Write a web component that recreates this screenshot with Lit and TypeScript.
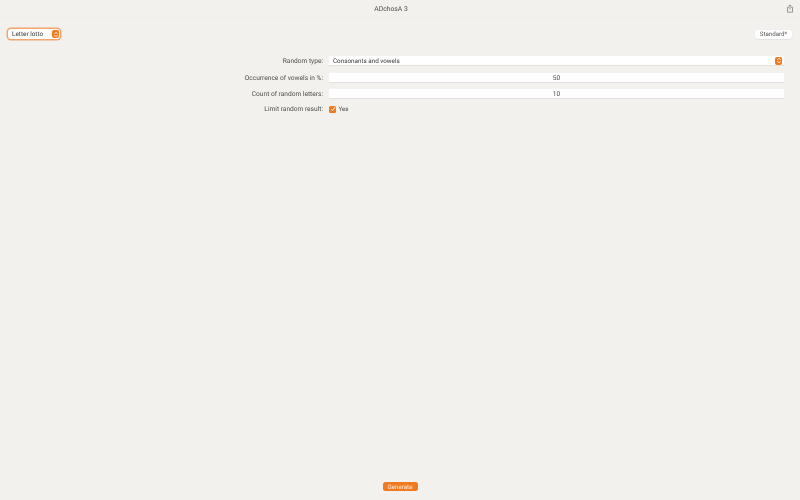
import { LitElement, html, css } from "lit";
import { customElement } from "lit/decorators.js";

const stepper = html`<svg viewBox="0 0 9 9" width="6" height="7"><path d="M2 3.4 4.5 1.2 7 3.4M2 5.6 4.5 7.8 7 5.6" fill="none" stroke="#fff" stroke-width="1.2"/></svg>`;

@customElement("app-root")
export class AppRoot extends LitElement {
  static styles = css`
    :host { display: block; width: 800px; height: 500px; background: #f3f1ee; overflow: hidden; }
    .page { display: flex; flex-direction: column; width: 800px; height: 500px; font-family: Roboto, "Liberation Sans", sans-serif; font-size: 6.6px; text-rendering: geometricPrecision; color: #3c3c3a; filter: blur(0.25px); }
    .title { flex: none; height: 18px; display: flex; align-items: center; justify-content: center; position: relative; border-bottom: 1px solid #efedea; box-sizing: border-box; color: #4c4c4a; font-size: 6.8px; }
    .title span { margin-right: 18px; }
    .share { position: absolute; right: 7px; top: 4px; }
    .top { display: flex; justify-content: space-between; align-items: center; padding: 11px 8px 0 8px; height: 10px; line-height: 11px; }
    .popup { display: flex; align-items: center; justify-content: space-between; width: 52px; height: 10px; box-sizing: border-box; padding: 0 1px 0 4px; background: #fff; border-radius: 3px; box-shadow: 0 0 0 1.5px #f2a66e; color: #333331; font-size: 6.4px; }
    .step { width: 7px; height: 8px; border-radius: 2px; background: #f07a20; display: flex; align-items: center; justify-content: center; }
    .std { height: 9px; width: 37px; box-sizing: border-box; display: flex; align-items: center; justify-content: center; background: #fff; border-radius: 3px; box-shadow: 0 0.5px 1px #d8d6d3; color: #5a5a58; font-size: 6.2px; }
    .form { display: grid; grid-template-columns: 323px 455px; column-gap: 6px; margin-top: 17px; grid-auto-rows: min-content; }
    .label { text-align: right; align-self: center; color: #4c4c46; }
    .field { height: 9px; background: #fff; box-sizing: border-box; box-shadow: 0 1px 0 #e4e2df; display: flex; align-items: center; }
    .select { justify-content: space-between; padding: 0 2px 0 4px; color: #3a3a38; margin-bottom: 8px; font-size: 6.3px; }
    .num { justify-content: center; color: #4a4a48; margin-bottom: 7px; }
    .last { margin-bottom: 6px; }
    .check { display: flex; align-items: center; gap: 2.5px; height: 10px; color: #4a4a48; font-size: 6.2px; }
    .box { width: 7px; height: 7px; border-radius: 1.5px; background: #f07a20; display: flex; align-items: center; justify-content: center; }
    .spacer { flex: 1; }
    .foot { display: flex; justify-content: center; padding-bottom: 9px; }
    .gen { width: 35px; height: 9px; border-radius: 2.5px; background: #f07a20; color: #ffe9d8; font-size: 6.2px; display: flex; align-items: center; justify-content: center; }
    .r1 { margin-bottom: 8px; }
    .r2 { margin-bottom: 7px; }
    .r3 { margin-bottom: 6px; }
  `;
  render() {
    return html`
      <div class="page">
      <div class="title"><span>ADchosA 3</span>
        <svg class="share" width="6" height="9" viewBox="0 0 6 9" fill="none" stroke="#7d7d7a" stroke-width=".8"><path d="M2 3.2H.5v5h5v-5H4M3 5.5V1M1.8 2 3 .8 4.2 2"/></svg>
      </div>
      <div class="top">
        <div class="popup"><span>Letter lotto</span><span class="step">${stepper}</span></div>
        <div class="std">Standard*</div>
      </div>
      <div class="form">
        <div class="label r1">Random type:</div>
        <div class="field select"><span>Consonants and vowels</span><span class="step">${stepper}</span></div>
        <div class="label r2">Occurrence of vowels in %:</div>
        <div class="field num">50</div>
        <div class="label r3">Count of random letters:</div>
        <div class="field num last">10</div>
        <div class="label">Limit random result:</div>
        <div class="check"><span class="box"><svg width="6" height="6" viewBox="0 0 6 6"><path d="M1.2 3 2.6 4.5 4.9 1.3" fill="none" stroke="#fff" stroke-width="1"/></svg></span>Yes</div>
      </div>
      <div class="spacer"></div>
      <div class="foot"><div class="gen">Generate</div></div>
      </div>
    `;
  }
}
---
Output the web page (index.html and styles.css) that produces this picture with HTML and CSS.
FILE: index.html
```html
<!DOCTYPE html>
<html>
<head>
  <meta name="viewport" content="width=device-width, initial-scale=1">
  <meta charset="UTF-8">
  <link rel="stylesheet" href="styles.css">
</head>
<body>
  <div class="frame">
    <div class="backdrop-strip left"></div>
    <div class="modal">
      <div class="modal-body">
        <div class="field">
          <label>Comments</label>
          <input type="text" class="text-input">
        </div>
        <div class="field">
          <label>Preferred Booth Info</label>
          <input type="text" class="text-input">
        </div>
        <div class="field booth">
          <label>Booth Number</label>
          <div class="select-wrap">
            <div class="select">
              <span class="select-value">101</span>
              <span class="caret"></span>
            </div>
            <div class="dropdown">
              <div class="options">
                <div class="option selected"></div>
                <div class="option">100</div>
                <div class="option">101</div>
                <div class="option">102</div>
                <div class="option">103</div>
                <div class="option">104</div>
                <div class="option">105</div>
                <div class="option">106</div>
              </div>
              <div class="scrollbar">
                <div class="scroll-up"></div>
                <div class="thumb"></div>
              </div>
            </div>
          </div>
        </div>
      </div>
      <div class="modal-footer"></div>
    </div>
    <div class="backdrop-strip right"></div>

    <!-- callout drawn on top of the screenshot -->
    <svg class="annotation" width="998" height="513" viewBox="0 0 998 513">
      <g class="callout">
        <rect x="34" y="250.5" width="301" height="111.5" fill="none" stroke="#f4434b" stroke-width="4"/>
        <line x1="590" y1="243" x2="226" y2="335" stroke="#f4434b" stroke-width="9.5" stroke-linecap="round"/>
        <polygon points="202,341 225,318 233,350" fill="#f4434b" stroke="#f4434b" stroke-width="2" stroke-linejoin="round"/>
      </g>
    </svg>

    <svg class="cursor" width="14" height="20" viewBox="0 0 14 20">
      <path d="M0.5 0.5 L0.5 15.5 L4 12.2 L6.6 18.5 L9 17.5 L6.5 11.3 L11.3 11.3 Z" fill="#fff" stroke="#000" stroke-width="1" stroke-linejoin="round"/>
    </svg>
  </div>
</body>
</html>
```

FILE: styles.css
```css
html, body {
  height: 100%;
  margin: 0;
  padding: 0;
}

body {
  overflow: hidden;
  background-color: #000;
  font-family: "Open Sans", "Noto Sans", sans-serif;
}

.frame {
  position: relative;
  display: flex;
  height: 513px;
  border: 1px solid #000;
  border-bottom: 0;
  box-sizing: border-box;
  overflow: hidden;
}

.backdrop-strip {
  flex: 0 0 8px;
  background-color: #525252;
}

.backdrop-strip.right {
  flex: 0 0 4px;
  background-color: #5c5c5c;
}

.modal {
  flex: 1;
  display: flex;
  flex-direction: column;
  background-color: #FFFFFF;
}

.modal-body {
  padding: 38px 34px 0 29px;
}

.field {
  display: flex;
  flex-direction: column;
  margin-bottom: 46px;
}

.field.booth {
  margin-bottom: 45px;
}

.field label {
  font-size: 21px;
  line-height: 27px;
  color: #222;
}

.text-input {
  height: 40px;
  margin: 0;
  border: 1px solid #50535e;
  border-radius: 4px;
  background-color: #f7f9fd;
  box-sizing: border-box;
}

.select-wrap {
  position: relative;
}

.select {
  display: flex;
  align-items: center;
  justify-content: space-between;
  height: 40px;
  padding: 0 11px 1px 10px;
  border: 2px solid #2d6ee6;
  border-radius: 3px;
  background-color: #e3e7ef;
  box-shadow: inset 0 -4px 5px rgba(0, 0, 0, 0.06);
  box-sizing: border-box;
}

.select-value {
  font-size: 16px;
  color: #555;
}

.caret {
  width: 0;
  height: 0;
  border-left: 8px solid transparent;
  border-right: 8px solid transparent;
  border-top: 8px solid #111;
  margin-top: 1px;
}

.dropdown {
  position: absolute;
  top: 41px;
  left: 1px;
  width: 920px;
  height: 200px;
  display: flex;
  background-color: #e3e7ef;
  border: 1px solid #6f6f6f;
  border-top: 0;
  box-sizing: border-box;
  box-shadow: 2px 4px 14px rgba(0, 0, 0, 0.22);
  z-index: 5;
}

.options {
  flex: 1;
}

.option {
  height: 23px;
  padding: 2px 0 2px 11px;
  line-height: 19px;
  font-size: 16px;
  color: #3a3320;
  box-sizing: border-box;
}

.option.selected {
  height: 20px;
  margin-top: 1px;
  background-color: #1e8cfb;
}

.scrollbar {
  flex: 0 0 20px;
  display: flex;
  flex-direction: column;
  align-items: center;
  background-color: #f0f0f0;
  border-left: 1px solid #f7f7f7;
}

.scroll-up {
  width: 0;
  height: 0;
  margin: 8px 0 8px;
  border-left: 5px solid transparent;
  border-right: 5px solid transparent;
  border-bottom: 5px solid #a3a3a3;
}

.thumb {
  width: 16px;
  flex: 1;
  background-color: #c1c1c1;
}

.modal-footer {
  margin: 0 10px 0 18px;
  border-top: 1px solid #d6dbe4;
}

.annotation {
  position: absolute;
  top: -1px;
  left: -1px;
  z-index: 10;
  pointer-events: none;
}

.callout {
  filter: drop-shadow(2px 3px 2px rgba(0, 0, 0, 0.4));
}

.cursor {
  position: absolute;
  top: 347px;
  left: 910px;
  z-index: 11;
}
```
--
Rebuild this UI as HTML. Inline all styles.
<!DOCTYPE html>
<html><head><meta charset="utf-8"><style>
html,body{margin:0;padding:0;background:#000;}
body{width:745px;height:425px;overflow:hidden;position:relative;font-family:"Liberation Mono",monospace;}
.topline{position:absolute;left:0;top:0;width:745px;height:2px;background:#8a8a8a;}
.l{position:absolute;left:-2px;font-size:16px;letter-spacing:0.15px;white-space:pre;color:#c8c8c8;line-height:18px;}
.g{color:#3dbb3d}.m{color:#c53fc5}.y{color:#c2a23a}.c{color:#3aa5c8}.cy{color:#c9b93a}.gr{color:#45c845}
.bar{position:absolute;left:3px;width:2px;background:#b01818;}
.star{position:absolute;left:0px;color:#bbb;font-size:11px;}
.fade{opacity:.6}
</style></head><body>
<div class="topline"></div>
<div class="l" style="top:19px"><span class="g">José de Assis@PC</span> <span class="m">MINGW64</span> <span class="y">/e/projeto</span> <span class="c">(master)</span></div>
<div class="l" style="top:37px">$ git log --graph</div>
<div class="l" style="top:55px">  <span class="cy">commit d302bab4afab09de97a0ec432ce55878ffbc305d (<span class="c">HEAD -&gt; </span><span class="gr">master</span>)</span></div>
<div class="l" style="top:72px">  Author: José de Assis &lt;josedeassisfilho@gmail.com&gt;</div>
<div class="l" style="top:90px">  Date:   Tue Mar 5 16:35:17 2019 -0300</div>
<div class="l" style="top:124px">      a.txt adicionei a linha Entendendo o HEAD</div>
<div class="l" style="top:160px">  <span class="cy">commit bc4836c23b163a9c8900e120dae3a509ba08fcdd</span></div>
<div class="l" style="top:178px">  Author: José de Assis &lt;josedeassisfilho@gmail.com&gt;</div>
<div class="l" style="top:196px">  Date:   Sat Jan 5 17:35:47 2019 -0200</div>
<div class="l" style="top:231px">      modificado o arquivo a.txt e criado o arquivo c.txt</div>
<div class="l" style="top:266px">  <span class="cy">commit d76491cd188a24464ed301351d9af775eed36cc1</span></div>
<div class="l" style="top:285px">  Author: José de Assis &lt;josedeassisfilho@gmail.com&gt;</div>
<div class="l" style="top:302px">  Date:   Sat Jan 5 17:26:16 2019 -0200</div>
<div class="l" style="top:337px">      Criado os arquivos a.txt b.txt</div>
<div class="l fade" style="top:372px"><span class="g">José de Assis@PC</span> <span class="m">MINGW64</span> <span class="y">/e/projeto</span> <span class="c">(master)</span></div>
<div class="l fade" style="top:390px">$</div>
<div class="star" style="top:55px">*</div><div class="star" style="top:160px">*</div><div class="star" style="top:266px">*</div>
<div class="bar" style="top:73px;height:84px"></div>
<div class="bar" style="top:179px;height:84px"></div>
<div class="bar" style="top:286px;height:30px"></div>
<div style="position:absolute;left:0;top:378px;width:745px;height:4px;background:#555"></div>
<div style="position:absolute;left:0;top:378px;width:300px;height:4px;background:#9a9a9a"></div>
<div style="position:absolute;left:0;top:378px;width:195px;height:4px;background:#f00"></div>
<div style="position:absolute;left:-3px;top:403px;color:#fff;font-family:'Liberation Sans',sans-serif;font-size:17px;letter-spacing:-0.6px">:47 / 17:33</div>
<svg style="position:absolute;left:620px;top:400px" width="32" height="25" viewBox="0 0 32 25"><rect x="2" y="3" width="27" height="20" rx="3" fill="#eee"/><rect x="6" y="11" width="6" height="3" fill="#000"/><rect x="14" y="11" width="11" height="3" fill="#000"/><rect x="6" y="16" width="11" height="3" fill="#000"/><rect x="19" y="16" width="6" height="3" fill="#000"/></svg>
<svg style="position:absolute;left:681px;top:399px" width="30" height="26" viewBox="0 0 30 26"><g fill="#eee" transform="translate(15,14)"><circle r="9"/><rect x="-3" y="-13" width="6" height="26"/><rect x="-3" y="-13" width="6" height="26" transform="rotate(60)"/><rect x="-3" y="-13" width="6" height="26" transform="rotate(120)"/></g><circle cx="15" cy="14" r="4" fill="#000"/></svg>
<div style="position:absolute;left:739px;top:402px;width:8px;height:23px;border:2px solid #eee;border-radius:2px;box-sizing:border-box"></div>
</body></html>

> TASK REQUIREMENTS
Every line holding "styles" should be copied out.

> CORRECT RESULT
  static styles = css`
Output the web page (index.html and styles.css) that produces this picture with HTML and CSS.
  <link rel="stylesheet" href="styles.css">
FILE: styles.css
Rebuild this UI as HTML. Inline all styles.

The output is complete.